Welp...it's Sunday and tomorrow starts the work week again. I'm getting to the point where I would rather be at work than at home. I am very hormonal today and so when someone in the house threw out my food that was in the freezer... I flipped a lid. I couldn't help it. Either this is the worst PMS or I really am pregnant. I will find out for sure on Halloween. =] All I know is my husband can count his blessings for not being home to get caught in my wrath. I can only imagine how my temper will get through the nine months as people think they have a right to throw their opinions in even when it wasn't asked for. I do welcome some but I call it enough when it is advice on everything and how the decisions I make are wrong. lol It already happened when I got married and I am damned if it will happen while I'm pregnant. lol
Lets just say I used to be this mouse who would sit in the corner and bite their tongue because I didn't like conflict. In all my wedding was perfect and I ended up with everything the way I wanted it. But I had to fight for what I wanted and by fight I mean repeatedly tell people in a nice way that this is what I want and I had to listen to them put down EVERY idea I had and start doing what they wanted anyways. It wasn't until I cried did anyone realize that they needed to knock it off and listen to me since it was my damn wedding anyways and they had already had one if not more than that before. That experience changed me especially dealing with the way my husbands family was and some of my family was during the wedding planning. I decided that I will no longer cry to make my point and I will no longer sit and let people run over me. Most of all not when it comes to things that my world is wrapped around. I will not sit and listen to people cut down and demean those who are close to my heart. The changes in me are slowly showing more and more.

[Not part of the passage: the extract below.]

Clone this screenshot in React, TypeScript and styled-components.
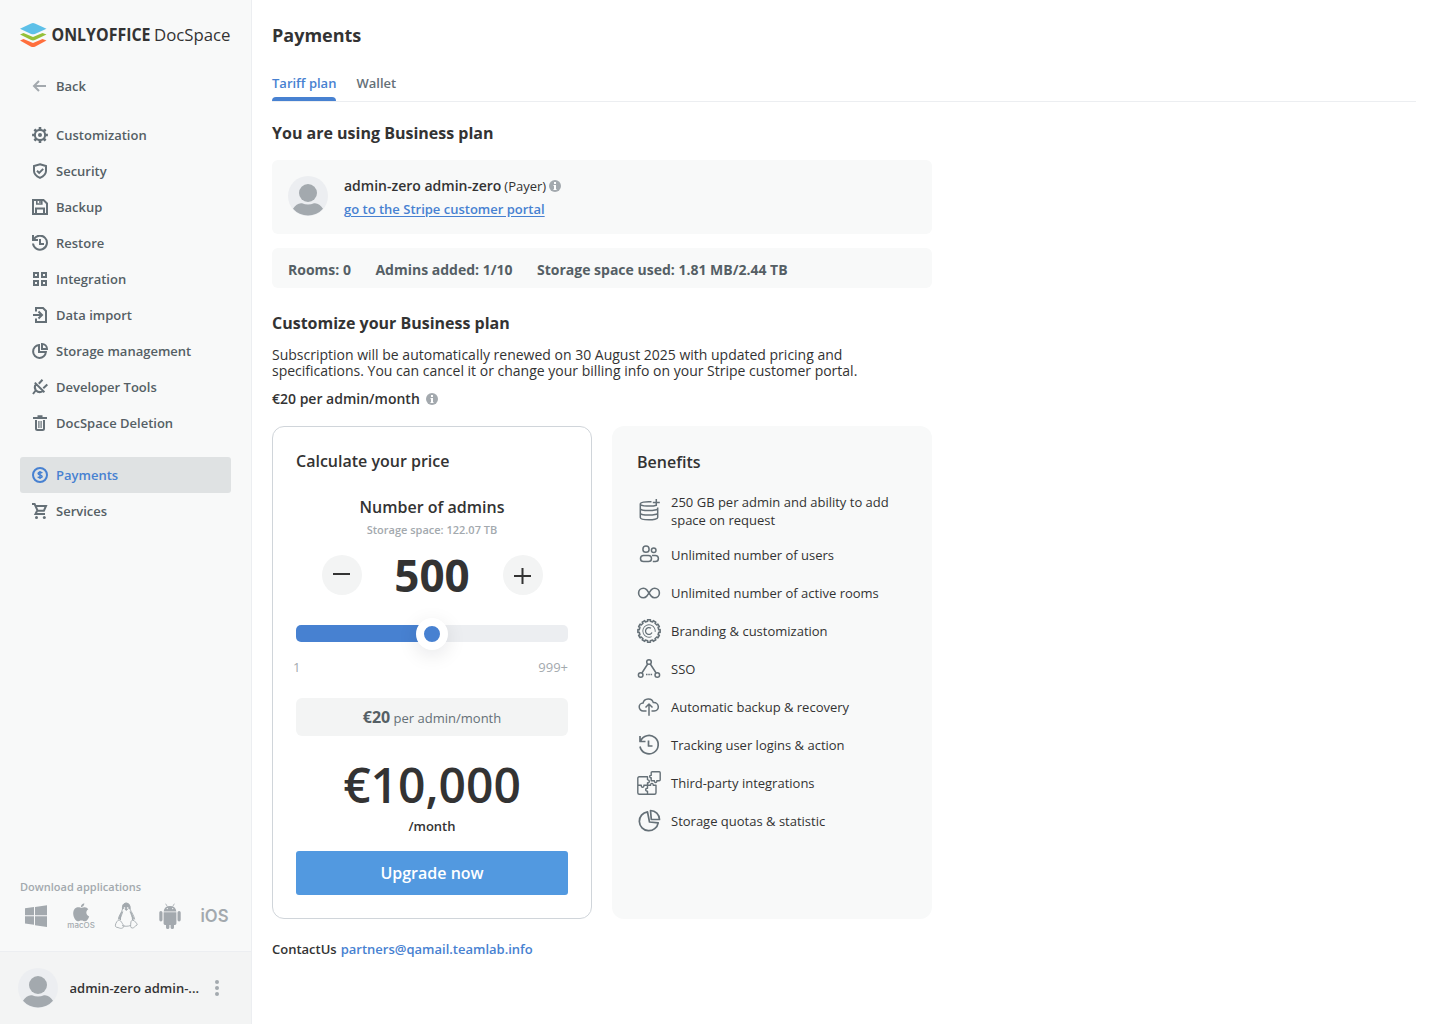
import React from "react";
import styled, { createGlobalStyle } from "styled-components";

const GlobalStyle = createGlobalStyle`
  *, *::before, *::after { box-sizing: border-box; }
  body {
    margin: 0;
    font-family: "Open Sans", sans-serif;
    font-size: 13px;
    color: #333;
    background: #fff;
  }
  h1, h2, h3, p { margin: 0; }
  button { font-family: inherit; border: 0; padding: 0; cursor: pointer; }
  a { color: #4781d1; }
  svg { display: block; flex: none; }
`;

/* ---------- layout ---------- */

const Page = styled.div`
  display: flex;
  width: 100%;
  height: 1024px;
  overflow: hidden;
`;

const Sidebar = styled.aside`
  display: flex;
  flex-direction: column;
  flex: none;
  width: 252px;
  background: #f8f9f9;
  border-right: 1px solid #eceef1;
`;

const LogoLink = styled.div`
  height: 28px;
  margin: 21px 20px 0;
  svg { overflow: visible; }
`;

const Nav = styled.nav`
  display: flex;
  flex-direction: column;
  flex: 1;
  padding: 19px 20px 0;
`;

const NavItem = styled.div<{ $active?: boolean; $before?: number }>`
  display: flex;
  align-items: center;
  gap: 8px;
  height: 36px;
  margin-top: ${(p) => p.$before ?? 0}px;
  padding: 0 12px;
  border-radius: 3px;
  font-weight: 600;
  line-height: 20px;
  color: ${(p) => (p.$active ? "#4781d1" : "#555f65")};
  background: ${(p) => (p.$active ? "#dfe2e3" : "transparent")};
  svg { color: ${(p) => (p.$active ? "#4781d1" : "#657077")}; }
`;

const Downloads = styled.section`
  padding: 0 20px 19px;
  color: #a3a9ae;
`;

const DownloadTitle = styled.div`
  font-size: 11px;
  font-weight: 600;
  line-height: 16px;
`;

const AppRow = styled.div`
  display: flex;
  justify-content: space-between;
  height: 32px;
  margin: 5px 0 0 0;
  align-items: center;
`;

const Profile = styled.footer`
  display: flex;
  align-items: center;
  height: 73px;
  padding: 0 18px;
  border-top: 1px solid #eceef1;
  background: #f3f4f4;
`;

const ProfileName = styled.div`
  width: 131px;
  margin: 0 14.500px 0 11.500px;
  overflow: hidden;
  white-space: nowrap;
  font-weight: 600;
  line-height: 20px;
`;

const Main = styled.main`
  flex: 1;
  padding: 0 24px 0 20px;
`;

const PageTitle = styled.h1`
  margin-top: 23px;
  font-size: 18px;
  font-weight: 700;
  line-height: 24px;
`;

const Tabs = styled.div`
  display: flex;
  gap: 20px;
  height: 33px;
  margin-top: 22px;
  padding-top: 4px;
  border-bottom: 1px solid #eceef1;
`;

const Tab = styled.div<{ $active?: boolean }>`
  height: 28px;
  margin-bottom: -1px;
  display: flex;
  flex-direction: column;
  justify-content: space-between;
  font-weight: 600;
  line-height: 20px;
  color: ${(p) => (p.$active ? "#4781d1" : "#657077")};
  &::after {
    content: "";
    height: 4px;
    border-radius: 4px 4px 0 0;
    background: ${(p) => (p.$active ? "#4781d1" : "transparent")};
  }
`;

const Content = styled.div`
  width: 660px;
`;

const SectionTitle = styled.h2<{ $before: number }>`
  margin-top: ${(p) => p.$before}px;
  font-size: 16px;
  font-weight: 700;
  line-height: 22px;
`;

const PayerCard = styled.section`
  display: flex;
  gap: 16px;
  height: 74px;
  margin-top: 16px;
  padding: 16px;
  border-radius: 6px;
  background: #f8f9f9;
`;

const PayerInfo = styled.div`
  display: flex;
  flex-direction: column;
  gap: 3px;
`;

const PayerLine = styled.div`
  display: flex;
  align-items: center;
  height: 20px;
  line-height: 20px;
  strong { font-size: 14px; font-weight: 600; }
  span { margin-left: 3px; }
  svg { margin-left: 2.500px; }
`;

const PortalLink = styled.a`
  font-weight: 600;
  line-height: 20px;
  text-decoration: underline;
  text-underline-offset: 2px;
`;

const Stats = styled.section`
  display: flex;
  align-items: center;
  gap: 24.500px;
  height: 40px;
  margin-top: 14px;
  padding: 3px 16px 0;
  border-radius: 6px;
  background: #f8f9f9;
  color: #555f65;
  font-size: 14px;
  font-weight: 700;
`;

const Renewal = styled.p`
  margin-top: 13px;
  font-size: 14px;
  line-height: 16px;
`;

const UnitPrice = styled.div`
  display: flex;
  align-items: center;
  gap: 6px;
  height: 20px;
  margin-top: 10px;
  font-size: 14px;
  font-weight: 600;
  line-height: 19px;
  span { height: 20px; }
`;

const Panels = styled.div`
  display: grid;
  grid-template-columns: 320px 320px;
  gap: 20px;
  height: 493px;
  margin-top: 17px;
`;

const Calculator = styled.section`
  display: flex;
  flex-direction: column;
  padding: 23px;
  border: 1px solid #d0d5da;
  border-radius: 12px;
`;

const PanelTitle = styled.h3`
  font-size: 16px;
  font-weight: 600;
  line-height: 22px;
`;

const CounterTitle = styled(PanelTitle)`
  margin-top: 24px;
  text-align: center;
`;

const StorageNote = styled.div`
  margin-top: 4px;
  font-size: 11px;
  font-weight: 600;
  line-height: 16px;
  text-align: center;
  color: #a3a9ae;
`;

const Counter = styled.div`
  display: flex;
  align-items: center;
  justify-content: space-between;
  height: 40px;
  margin-top: 17px;
  padding: 0 25px 0 26px;
`;

const RoundButton = styled.button`
  display: flex;
  align-items: center;
  justify-content: center;
  width: 40px;
  height: 40px;
  border-radius: 50%;
  background: #f3f4f4;
  color: #333;
`;

const Count = styled.div`
  margin-right: 1px;
  font-size: 44px;
  font-weight: 700;
  line-height: 40px;
`;

const Slider = styled.div<{ $fill: number }>`
  display: flex;
  align-items: center;
  justify-content: center;
  height: 17px;
  margin-top: 30px;
  border-radius: 5px;
  background: linear-gradient(to right, #4781d1 ${(p) => p.$fill}%, #eceef1 ${(p) => p.$fill}%);
`;

const Thumb = styled.div`
  flex: none;
  width: 32px;
  height: 32px;
  border: 8px solid #fff;
  border-radius: 50%;
  background: #4781d1;
  box-shadow: 0 5px 20px rgba(4, 15, 27, 0.1);
`;

const Range = styled.div`
  display: flex;
  justify-content: space-between;
  margin: 15px 0 0 -3px;
  line-height: 20px;
  color: #a3a9ae;
`;

const PerAdmin = styled.div`
  height: 38px;
  margin-top: 21px;
  border-radius: 6px;
  background: #f3f4f4;
  text-align: center;
  line-height: 38px;
  color: #657077;
  strong { font-size: 16px; color: #555f65; }
`;

const Total = styled.div`
  margin-top: 17px;
  font-size: 48px;
  font-weight: 600;
  line-height: 64px;
  text-align: center;
`;

const Period = styled.div`
  font-weight: 600;
  line-height: 18px;
  text-align: center;
`;

const UpgradeButton = styled.button`
  height: 44px;
  margin-top: 16px;
  border-radius: 3px;
  background: #5299e0;
  color: #fff;
  font-size: 16px;
  font-weight: 600;
`;

const Benefits = styled.section`
  padding: 25px;
  border-radius: 12px;
  background: #f8f9f9;
`;

const BenefitList = styled.div`
  display: flex;
  flex-direction: column;
  gap: 14px;
  margin-top: 20px;
`;

const Benefit = styled.div`
  display: flex;
  align-items: center;
  gap: 10px;
  min-height: 24px;
  line-height: 18px;
  svg { color: #657077; }
`;

const Contact = styled.div`
  display: flex;
  gap: 4px;
  margin-top: 20px;
  font-weight: 600;
  line-height: 20px;
`;

/* ---------- icons ---------- */

const NavIcon = ({ children }: { children: React.ReactNode }) => (
  <svg width="16" height="16" viewBox="0 0 16 16" fill="none" stroke="currentColor" strokeWidth="2">
    {children}
  </svg>
);

const BenefitIcon = ({ children, width = 1.5 }: { children: React.ReactNode; width?: number }) => (
  <svg width="24" height="24" viewBox="0 0 24 24" fill="none" stroke="currentColor" strokeWidth={width} strokeLinejoin="round">
    {children}
  </svg>
);

const InfoIcon = () => (
  <svg width="12" height="12" viewBox="0 0 12 12">
    <circle cx="6" cy="6" r="6" fill="#a3a9ae" />
    <path d="M5 2h2v2H5zM4.500 5H7v4h.5v1h-3V9H5V6h-.5z" fill="#fff" />
  </svg>
);

const Avatar = () => (
  <svg width="40" height="40" viewBox="0 0 40 40">
    <circle cx="20" cy="20" r="20" fill="#eceef1" />
    <circle cx="20" cy="17" r="9" fill="#a3a9ae" />
    <path d="M5 32.8C7.5 28.8 10.5 26.7 14 27.2c2 .8 4 1.3 6 1.3s4-.5 6-1.3c3.5-.5 6.500 1.600 9 5.600A20 20 0 0 1 5 32.800z" fill="#a3a9ae" />
  </svg>
);

const Logo = () => (
  <svg width="211" height="28" viewBox="0 0 211 28" fontFamily="Open Sans, sans-serif" fill="#333">
    <path d="M0 19.600 3.500 18l9.500 4 9.500-4 4 1.600-11.600 6.100q-1.900.8-3.800 0z" fill="#ff6f3d" />
    <path d="M0 13.600 3.500 12l9.500 4 9.500-4 4 1.600-11.600 5.500q-1.900.8-3.800 0z" fill="#95c038" />
    <path d="m0 7.700 11.100-5.200q1.900-.8 3.800 0L26.500 7.700l-11.600 5.200q-1.900.8-3.800 0z" fill="#5dc0e8" />
    <text x="31.500" y="20" fontSize="17.200" fontWeight="700" textLength="99" lengthAdjust="spacingAndGlyphs">ONLYOFFICE</text>
    <text x="134" y="20" fontSize="17.200" textLength="76.500" lengthAdjust="spacingAndGlyphs">DocSpace</text>
  </svg>
);

const gearPath = (teeth: number, outer: number, inner: number, c: number, base = 0.3, tip = 0.2) => {
  const pts: string[] = [];
  const step = (Math.PI * 2) / teeth;
  for (let i = 0; i < teeth; i++) {
    const a = i * step - Math.PI / 2;
    [[-base, inner], [-tip, outer], [tip, outer], [base, inner]].forEach(([o, r]) =>
      pts.push(`${(c + Math.cos(a + o * step) * r).toFixed(2)} ${(c + Math.sin(a + o * step) * r).toFixed(2)}`)
    );
  }
  return `M${pts.join("L")}Z`;
};

const navGlyphs = {
  back: <g stroke="#a3a9ae"><path d="M2 8h12M7 3 2 8l5 5" /></g>,
  gear: (
    <>
      <path d={gearPath(8, 8, 6.200, 8, 0.28, 0.2) + "M8 3.900a4.100 4.100 0 1 0 0 8.200 4.100 4.100 0 0 0 0-8.200z"} fill="currentColor" fillRule="evenodd" stroke="none" />
      <circle cx="8" cy="8" r="2" fill="currentColor" stroke="none" />
    </>
  ),
  shield: <><path d="M8 1.200 14 3v5c0 3-2.500 5.300-6 6.900C4.500 13.300 2 11 2 8V3z" /><path d="m5 7.700 2.200 2.200 4-4" /></>,
  floppy: <><path d="M1 1h10.500L15 4.500V15H1zM4 15V9.500h8V15" /><path d="M4.800 1v4h5V1M8 1v3" strokeWidth="1.600" /></>,
  history: <><path d="M1.800 4.300A7 7 0 1 1 1 8.500" /><path d="M1 0v5h5M8 4v5h4" /></>,
  grid: <path d="M2 2h4v4H2zM10 2h4v4h-4zM2 10h4v4H2zM10 10h4v4h-4z" />,
  dataImport: <><path d="M4 4.500V1h7l3 3v11H4v-3.500" /><path d="M1 8h8M6.500 4.500 10 8l-3.500 3.500" /></>,
  pie: <><path d="M7 2.100A6.400 6.400 0 1 0 13.900 9H7z" /><path d="M10 1v5h5A5 5 0 0 0 10 1z" /></>,
  plug: <><path d="m2.800 3.600 9.600 9.600M4 5c-1.700 2.300-1.600 4.200-.2 6.200C5.800 13.200 8.500 13.700 11 12M4 11l-3 4M6.800 4.800l3.700-4M11.300 9.300l4-3.800" /></>,
  trash: (
    <>
      <path d="M1 3h14M5.500 1.300h5M4 5v8.500Q4 15 5.500 15h5q1.500 0 1.500-1.500V5" />
      <path d="M6.900 6v7M9.100 6v7" strokeWidth="1.200" />
    </>
  ),
  dollar: (
    <>
      <circle cx="8" cy="8" r="7" />
      <path d="M10.200 6.100C9.800 5.200 6.100 4.800 6.100 6.600c0 1.700 4 1 4 2.800 0 1.900-3.900 1.400-4.300.3M8 4v8" strokeWidth="1.500" />
    </>
  ),
  cart: (
    <>
      <path d="M0 1h2.600l3 6.700h6.300L14 3H3.800M5 8l-1.500 3H13" />
      <circle cx="4.500" cy="14.500" r="1.500" fill="currentColor" stroke="none" />
      <circle cx="12.300" cy="14.500" r="1.500" fill="currentColor" stroke="none" />
    </>
  ),
};

const navItems: { label: string; icon: keyof typeof navGlyphs; active?: boolean; before?: number }[] = [
  { label: "Back", icon: "back" },
  { label: "Customization", icon: "gear", before: 13 },
  { label: "Security", icon: "shield" },
  { label: "Backup", icon: "floppy" },
  { label: "Restore", icon: "history" },
  { label: "Integration", icon: "grid" },
  { label: "Data import", icon: "dataImport" },
  { label: "Storage management", icon: "pie" },
  { label: "Developer Tools", icon: "plug" },
  { label: "DocSpace Deletion", icon: "trash" },
  { label: "Payments", icon: "dollar", active: true, before: 16 },
  { label: "Services", icon: "cart" },
];

const benefits: { text: string; icon: React.ReactNode }[] = [
  {
    text: "250 GB per admin and ability to add space on request",
    icon: (
      <BenefitIcon>
        <path d="M14.500 2.800C8 2.400 3.300 3.400 3.300 4.900c0 2.400 12 2.800 16 1.300M3.300 4.900v13.600c0 3 17.400 3 17.400 0V8.500M3.300 9.500c0 2.800 17.400 2.800 17.400 0M3.300 14c0 2.800 17.400 2.800 17.400 0M19.300 0v7M15.800 3.500h7" />
      </BenefitIcon>
    ),
  },
  {
    text: "Unlimited number of users",
    icon: (
      <BenefitIcon>
        <circle cx="9" cy="6.200" r="3.100" />
        <circle cx="16.700" cy="7.200" r="2.300" />
        <rect x="3.500" y="12.400" width="11" height="6.200" rx="3.100" />
        <path d="M15 12.400h3.300a3.100 3.100 0 0 1 0 6.200h-2.500" />
      </BenefitIcon>
    ),
  },
  {
    text: "Unlimited number of active rooms",
    icon: (
      <BenefitIcon width={1.6}>
        <path d="M12 12 9.800 8.900C8.700 7.700 7.700 7.200 6.400 7.200a4.800 4.800 0 0 0 0 9.600c1.300 0 2.300-.5 3.400-1.700l4.400-6.200c1.100-1.200 2.100-1.700 3.400-1.700a4.800 4.800 0 0 1 0 9.600c-1.300 0-2.300-.5-3.400-1.700z" />
      </BenefitIcon>
    ),
  },
  {
    text: "Branding & customization",
    icon: (
      <BenefitIcon width={1.5}>
        <path d={gearPath(12, 11.250, 9.800, 12, 0.25, 0.25)} />
        <circle cx="12" cy="12" r="6.200" strokeWidth=".9" strokeDasharray="32 7" transform="rotate(65 12 12)" />
        <path d="M14 9.300a3.400 3.400 0 1 0 1 4.200" strokeWidth="1.300" />
      </BenefitIcon>
    ),
  },
  {
    text: "SSO",
    icon: (
      <BenefitIcon>
        <circle cx="12" cy="5" r="2.300" />
        <circle cx="3.700" cy="18" r="2.300" />
        <circle cx="20.300" cy="18" r="2.300" />
        <path d="m10.700 7-5.800 9M13.300 7l5.800 9" />
        <path d="M9 17.500h1.500M11.300 17.500h1.500M13.600 17.500h1.500" strokeWidth="1.700" />
      </BenefitIcon>
    ),
  },
  {
    text: "Automatic backup & recovery",
    icon: (
      <BenefitIcon>
        <path d="M9.500 16H6.300a4 4 0 0 1-.2-8C7 2.900 15 2.300 16.300 7.600c6.300-.4 6.800 8.400.8 8.400h-2.600M12 20.800V9.300M8.500 12.500 12 9l3.500 3.500" />
      </BenefitIcon>
    ),
  },
  {
    text: "Tracking user logins & action",
    icon: (
      <BenefitIcon width={1.700}>
        <path d="M3.500 8.200A9.200 9.200 0 1 1 3 13.500M3 3v5.500h5.500M11.500 7.500V13h4" />
      </BenefitIcon>
    ),
  },
  {
    text: "Third-party integrations",
    icon: (
      <BenefitIcon width={1.400}>
        <path d="M14.200 3.200V1.700q0-1 1-1h7q1 0 1 1v7.100q0 1-1 1h-2.400c.3 2.200-2.700 2.200-2.400 0h-3.200V6.700c-2 .3-2-2.700 0-2.300z" />
        <path d="M10.500 9V5.800H2.300q-1.500 0-1.500 1.500v14.500q0 1.500 1.500 1.500H17.500q1.500 0 1.500-1.500V14.300h-2.800c.4-2.600-3-2.600-2.600 0h-3.100v-2.500c2.400.4 2.400-3.200 0-2.800" />
        <path d="M1 14.300h3.300c-.4 2.500 3 2.500 2.600 0h3.600v3c-2.400-.4-2.400 3.200 0 2.800v3.200" />
      </BenefitIcon>
    ),
  },
  {
    text: "Storage quotas & statistic",
    icon: (
      <BenefitIcon width={1.700}>
        <path d="M10.500 2.800a9.500 9.500 0 1 0 10.700 11L12.500 13z" />
        <path d="M13.500 1.500 14.300 10.500H22.500A9.200 9.200 0 0 0 13.500 1.500z" />
      </BenefitIcon>
    ),
  },
];

const DesktopApps = () => (
  <AppRow>
    <svg width="32" height="32" viewBox="0 0 32 32" fill="#a3a9ae">
      <path d="m5 8.300 9-1.300v8.300H5zM15 6.900 27 5.200v10.100H15zM5 16.300h9v8.400l-9-1.200zM15 16.300h12V27l-12-1.800z" />
    </svg>
    <svg width="32" height="32" viewBox="0 0 32 32" fill="#a3a9ae">
      <path d="M19.300 3.300c.2 2-1.600 4-3.400 3.900-.2-1.900 1.600-3.700 3.400-3.900zM23.300 9.200c-3 1.900-2.400 5.900.9 7.200-.8 2.200-2.400 4.900-4.100 4.900-1.500 0-2-.8-3.700-.8s-2.300.8-3.700.8c-2 0-4.500-4.300-4.500-7.700 0-6.200 4.500-6.900 6.100-6.300 2.600.9 2.500.7 4.700 0 1.700-.4 3.300.5 4.300 1.900z" />
      <text x="2.300" y="27.500" fontSize="7.500" fontFamily="Inter, sans-serif" fontWeight="500" textLength="27.500" lengthAdjust="spacingAndGlyphs">macOS</text>
    </svg>
    <svg width="32" height="32" viewBox="0 0 32 32" fill="none" stroke="#a3a9ae" strokeWidth=".9">
      <path d="M12.500 9C12 5 13.700 3.200 16.200 3.200S20.300 5 20 9c1.500 3.500 4 6.500 4.700 10.500M12.500 9C11.700 13 9 14.500 8.300 19.500M12.800 11.500C12 15 10 17 10.500 20M20 11.500c1 3 2.500 5 2.500 8.500M12 25.500c2 1 6 1 8.500 0" />
      <path d="M8.300 20.200c2.500-.7 3.500 3 5.500 5.300.2 3-3 3.200-4.500 2.500-1.700-.8-3.300-.5-3.800-1.500-.5-1.500.5-4.500 2.800-6.300zM24 20.500c-2.200-.5-3 0-3.200 2.500-.2 2.500-.8 5 1.500 5 2 0 2.200-1.700 4.700-3 .8-.8-.9-2.200-3-4.500z" />
      <path d="M12.500 9c0-4 1-5.800 3.800-5.800S20.200 5.500 20 9l-1.500-.8-2.200 2.300-2.200-2.300zM12 11.500 9 18l1.500 2M20.500 11.500l3.200 7-1 1.500" fill="#a3a9ae" />
      <path d="M13.800 7.200h1.400v1.500h-1.400zM16.900 7.200h1.500v1.500h-1.500z" fill="#f8f9f9" stroke="none" />
    </svg>
    <svg width="32" height="32" viewBox="0 0 32 32" fill="#a3a9ae">
      <path d="M9.600 11.400a6.500 6.500 0 0 1 12.800 0zM9.600 12.200h12.800v11.300q0 1.400-1.400 1.400h-1v2.500a1.700 1.700 0 0 1-3.400 0v-2.500h-1.200v2.500a1.700 1.700 0 0 1-3.400 0v-2.500h-1q-1.400 0-1.400-1.400z" />
      <path d="M6.900 12.600v7.200M25.100 12.600v7.200" stroke="#a3a9ae" strokeWidth="3.200" strokeLinecap="round" />
      <path d="m13.200 6.300-1.600-2.600M18.800 6.300l1.600-2.600" stroke="#a3a9ae" strokeWidth=".8" />
      <circle cx="13.300" cy="8.600" r=".7" fill="#f8f9f9" />
      <circle cx="18.700" cy="8.600" r=".7" fill="#f8f9f9" />
    </svg>
    <svg width="32" height="32" viewBox="0 0 32 32" fill="#a3a9ae">
      <text x="1.500" y="22.300" fontSize="17.500" fontFamily="Inter, sans-serif" fontWeight="600" textLength="28" lengthAdjust="spacingAndGlyphs">iOS</text>
    </svg>
  </AppRow>
);

/* ---------- page ---------- */

export default function App() {
  return (
    <Page>
      <GlobalStyle />
      <Sidebar>
        <LogoLink><Logo /></LogoLink>
        <Nav>
          {navItems.map((item) => (
            <NavItem key={item.label} $active={item.active} $before={item.before}>
              <NavIcon>{navGlyphs[item.icon]}</NavIcon>
              {item.label}
            </NavItem>
          ))}
        </Nav>
        <Downloads>
          <DownloadTitle>Download applications</DownloadTitle>
          <DesktopApps />
        </Downloads>
        <Profile>
          <Avatar />
          <ProfileName>admin-zero admin-...</ProfileName>
          <svg width="4" height="16" viewBox="0 0 4 16" fill="#a3a9ae">
            <circle cx="2" cy="2" r="2" />
            <circle cx="2" cy="8" r="2" />
            <circle cx="2" cy="14" r="2" />
          </svg>
        </Profile>
      </Sidebar>
      <Main>
        <PageTitle>Payments</PageTitle>
        <Tabs>
          <Tab $active>Tariff plan</Tab>
          <Tab>Wallet</Tab>
        </Tabs>
        <Content>
          <SectionTitle $before={20}>You are using Business plan</SectionTitle>
          <PayerCard>
            <Avatar />
            <PayerInfo>
              <PayerLine><strong>admin-zero admin-zero</strong><span>(Payer)</span><InfoIcon /></PayerLine>
              <PortalLink>go to the Stripe customer portal</PortalLink>
            </PayerInfo>
          </PayerCard>
          <Stats>
            <span>Rooms: 0</span>
            <span>Admins added: 1/10</span>
            <span>Storage space used: 1.81 MB/2.44 TB</span>
          </Stats>
          <SectionTitle $before={24}>Customize your Business plan</SectionTitle>
          <Renewal>
            Subscription will be automatically renewed on 30 August 2025 with updated pricing and
            specifications. You can cancel it or change your billing info on your Stripe customer portal.
          </Renewal>
          <UnitPrice><span>€20 per admin/month</span><InfoIcon /></UnitPrice>
          <Panels>
            <Calculator>
              <PanelTitle>Calculate your price</PanelTitle>
              <CounterTitle>Number of admins</CounterTitle>
              <StorageNote>Storage space: 122.07 TB</StorageNote>
              <Counter>
                <RoundButton aria-label="Remove admin">
                  <svg width="18" height="18" viewBox="0 0 18 18" stroke="currentColor" strokeWidth="2"><path d="M0 8h17" /></svg>
                </RoundButton>
                <Count>500</Count>
                <RoundButton aria-label="Add admin">
                  <svg width="18" height="18" viewBox="0 0 18 18" stroke="currentColor" strokeWidth="2"><path d="M0 10h17M8.500 2v16" /></svg>
                </RoundButton>
              </Counter>
              <Slider $fill={50}><Thumb /></Slider>
              <Range><span>1</span><span>999+</span></Range>
              <PerAdmin><strong>€20</strong> per admin/month</PerAdmin>
              <Total>€10,000</Total>
              <Period>/month</Period>
              <UpgradeButton>Upgrade now</UpgradeButton>
            </Calculator>
            <Benefits>
              <PanelTitle>Benefits</PanelTitle>
              <BenefitList>
                {benefits.map((b) => (
                  <Benefit key={b.text}>{b.icon}<span>{b.text}</span></Benefit>
                ))}
              </BenefitList>
            </Benefits>
          </Panels>
          <Contact><span>ContactUs</span><a>partners@qamail.teamlab.info</a></Contact>
        </Content>
      </Main>
    </Page>
  );
}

This morning was a huge step in not taking anyone crap. If a situation had happened before where I was mad I would have pretended like I was fine and that there wasn't a situation at all. But I came up stairs from my room and was really fuming and I at least showed that I was mad and let them know why before I left. I don't want to turn into a mean or hurtful person. I want to be a person who isn't afraid to stand up for themselves and realizes that it is ok to be mad and to let people know. I left the house to get more food and cool down because I don't like being mad and if Id have stayed I would have kept going and really said something hurtful.
The things that happen at this house really runs a person down and its hard to stay happy and positive while living here. Before I moved in here I was 100% happier and nicer but the constant negativity from his grandma's mouth and the 24/7 screaming 2 year old makes a person unhappy. Plus all the crap they say about how this or that person in the family is a screw up and how they are perfect and everyone should be more like them, is completely sickening. I know I'm doing the same thing right now, but it isn't something Id have a problem saying to their face if given the right opportunity. These people would never say the things they say to the person they talk about...they are 2 faced as hell. Ugh makes me sick.
To go along with how hormonal I am today..about an hour later I was in the best mood. I was setting up my very first photo shoot for profit. I haven't taken classes for photography yet but all my friends are getting pregnant and huge and I set up an appointment for a pregnancy shoot. I wasn't planning on charging her but when she asked how much I simply told her it would only cost her the amount it cost for the prints. I gave her a run down of how the appointment would go and a rough estimate of what the prints would cost. I of course told her it would all depend on what size and how many of each pose. She booked it. I am super excited. I really feel like maybe this is the push I need to switch my major. I am going to work on getting a website going and see how well it goes from there. If that does decent I might just make the leap. =]
So even though I started off very very grumpy I actually ending on a good note. Hopefully in about 6 days I will have one of the best days ever and find out that I will be becoming a mom.